•UK prepares bill seeking to seize 100bn Pounds worth of properties of corrupt politicians
By Tunji Aworinde
Other sources, including the Christian’s bible, attribute corruption to earlier age in human history.
The Bible book, Joshua, written approximately four thousand years ago suggests, partly, that Prophet Samuel’s ‘sons walked not in his ways but turned aside after lucre, and took bribes…’
Greek commercial crime is also testified to by the fact that the Parthenon’s architect had to flee Athens to escape charges of embezzlement. Roman law foreshadowed today’s suspicion of corporate entities. Roman rulers, according to Gibbons; Rise and Fall of the Roman Empire, ‘viewed with the utmost jealousy and distrust any association amongst its subjects and the privileges of public corporations though formed for the most harmless or beneficial reasons were bestowed with sparing hand’.
The industrial revolution of the 17th century brought arguably, increased wealth and consequently, explosion in corruption and corrupt practices. Institutions emanating from the industrial revolution, including the government, productive and service industries, all have history of corruption. The global corporate failures of the 1980s and 1990s and the more recent bank failures of 2007/2009 are all testament to greed and financial corruption that plagued post-industrial society
Affirmation of this position is assumed in the writings of Edward Alsworth Ross in Sin and Society: An Analysis of Latter-Day Iniquity; (1907); suggesting ‘the sinful heart is ever the same, but sin changes its quality as society develops. Modern sin takes its character from the mutualism of our time… Interdependence puts us, as it were, at one another’s mercy, and so ushers in a multitude of new forms of wrongdoing.
The practice of mutualism has always worked this way. Most sin is preying, and every new social relation begets its cannibalism. No one will “make the ephah small” or “falsify the balances” until there is buying and selling, “withhold the pledge” until there is loaning, “keep back the hire of the labourers” until there is a wage system, “justify the wicked for a reward” until men submit their disputes to a judge. The rise of the state makes possible counterfeiting, smuggling, peculation, and treason. Commerce tempts the pirate, the forger, and the embezzler. Every new fiduciary relation is a fresh opportunity for breach of trust…’

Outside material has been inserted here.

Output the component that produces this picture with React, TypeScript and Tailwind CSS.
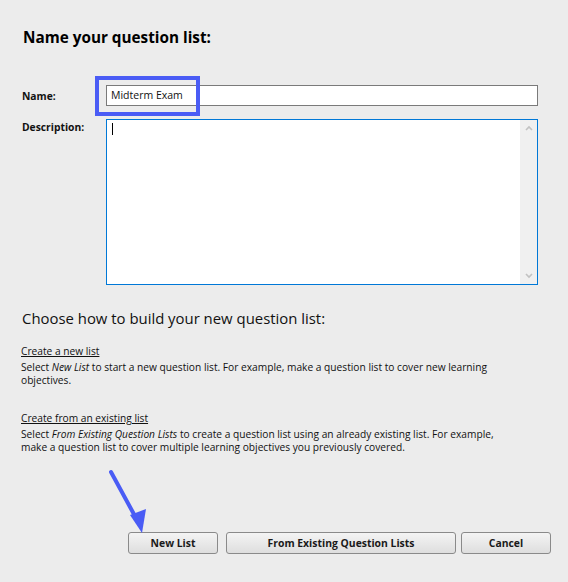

What is the human behaviour motivating corruption? Dr D Cressey, an eminent American Criminologist and Sociologist explores, in ‘Other People’s Money’, motives, adapted for this article, for financial fraud (corruption) as including financial pressure; peer pressure, lust for wealth and fame; greed; family and or community expectations etc. His work provides us with some insights into financial criminal behaviour but short on explaining why some individuals in a group of people, in similar occupation with similar remuneration, in the same country, choose to ‘steal’ and some do not!
Speakers at the conference and summit failed to define ‘Tackling Corruption Together’. The presumption, one would imagine, was that we all understood those three words! A definition proposed for the purpose of this article, is ‘the coming together of international community, waking up to the ‘cancer’ that corruption is, especially, to the poor, and coming together to propose a ‘cure’ for the cancer’.
The global collaboration proposed and promoted by the conference and summit was, especially, apt, with the conference taking place in the backdrop of the ‘Panama Papers’. The data leak in April 2016, by the International Consortium of Investigative Journalists, laying bare the extent to which corruption, tax evasion, and other criminality is made possible by the global offshore industry.
The Global Witness reporting the leaks in an article of July 25, 2016,’uncovering Africa’s Offshore Empire’ suggests that ‘More than $50 billion of foreign aid money is pumped into Africa annually. But did you know that roughly the same amount of money is illicitly siphoned out of the continent?
The thrust of the conference and summit was assumed to engraving anti-corruption ‘ammunition’ at the heart of governments, international institutions and organizations by means of corruption preventing measures: building integrity; ending impunity and upholding the rule of law by punishing culprits and protecting and empowering citizens and businesses reporting corruption.
Tools and policies promoted for realizing these objectives were centrally and publicly availability of ownership of company registers; beneficial ownership transparency in property ownership and purchasing; transparency in public procurement, contracting and open data and transparency in the extractives sector and the protection of whistle-blowers.
•Aworinde is a Chartered & Forensic Accountant.